Go find your Tsu and come back when you've got cloo son.

"Too often, we lose sight of life's simple pleasures. Remember, when someone annoys you it takes 42 muscles in your face to frown, but it only takes 4 muscles to extend your arm and bitch-slap that motherfucker upside the head."

--
madcat@ghostfield.com

OtakuPenguin
Peels like a tangerine, but is juicy like an orange.
posted 06-02-2002 12:07:59 PM
Maverick Hunter...not that Supreme
..:: This Is The Sound Of Settling ::..
Suddar Williams
SUDAR WILAMS
posted 06-02-2002 01:06:33 PM
DEAR MADCAT,

It's called a 'joke'. I thought this information would be useful to you, as you obviously have no idea.

MadCat
Pancake
posted 06-02-2002 01:13:56 PM
quote:
Suddar Williams had this to say about Cuba:
DEAR MADCAT,

It's called a 'joke'. I thought this information would be useful to you, as you obviously have no idea.


And you do? *chokes*

Right.

"Too often, we lose sight of life's simple pleasures. Remember, when someone annoys you it takes 42 muscles in your face to frown, but it only takes 4 muscles to extend your arm and bitch-slap that motherfucker upside the head."

--
madcat@ghostfield.com

Liam
Swims in Erotic Circles
posted 06-02-2002 01:36:34 PM
We're attention whoring?

And I was under the impression that it was a joke. Parcelan was the king, and he issued out ranks to his underlings.

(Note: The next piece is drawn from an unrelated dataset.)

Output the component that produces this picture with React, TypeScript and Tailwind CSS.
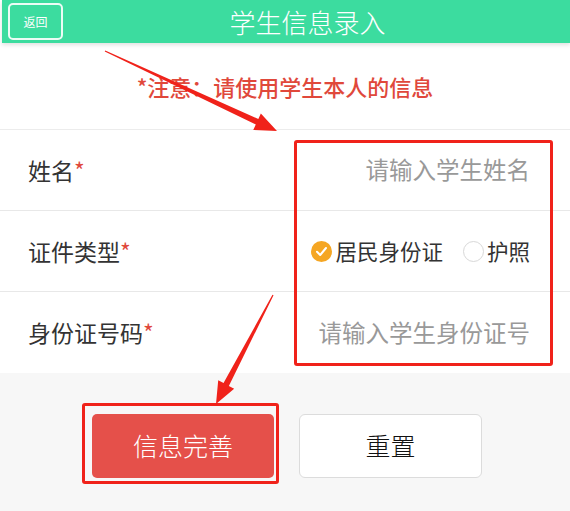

I just picked my own cause it's a nifty Roman title.

But Madcat is right cry cry sob

Suddar Williams
SUDAR WILAMS
posted 06-02-2002 01:58:36 PM
MadCat insults me. I HAVE NO MORE REASON TO LIVE.
Comrade Snoota
Communist
Da, Tovarisch!
posted 06-02-2002 02:09:14 PM
Madcat is an admitted troll, so I really just ignore most of what he says.
You smell that? Do you smell that? ...Napalm, son. Nothing else in the world smells like that. I love the smell of napalm in the morning. You know, one time we had a hill bombed for twelve hours. When it was all over I walked up. We didn't find one of 'em, not one stinkin' dink body. The smell, you know that gasoline smell, the whole hill. Smelled like... victory.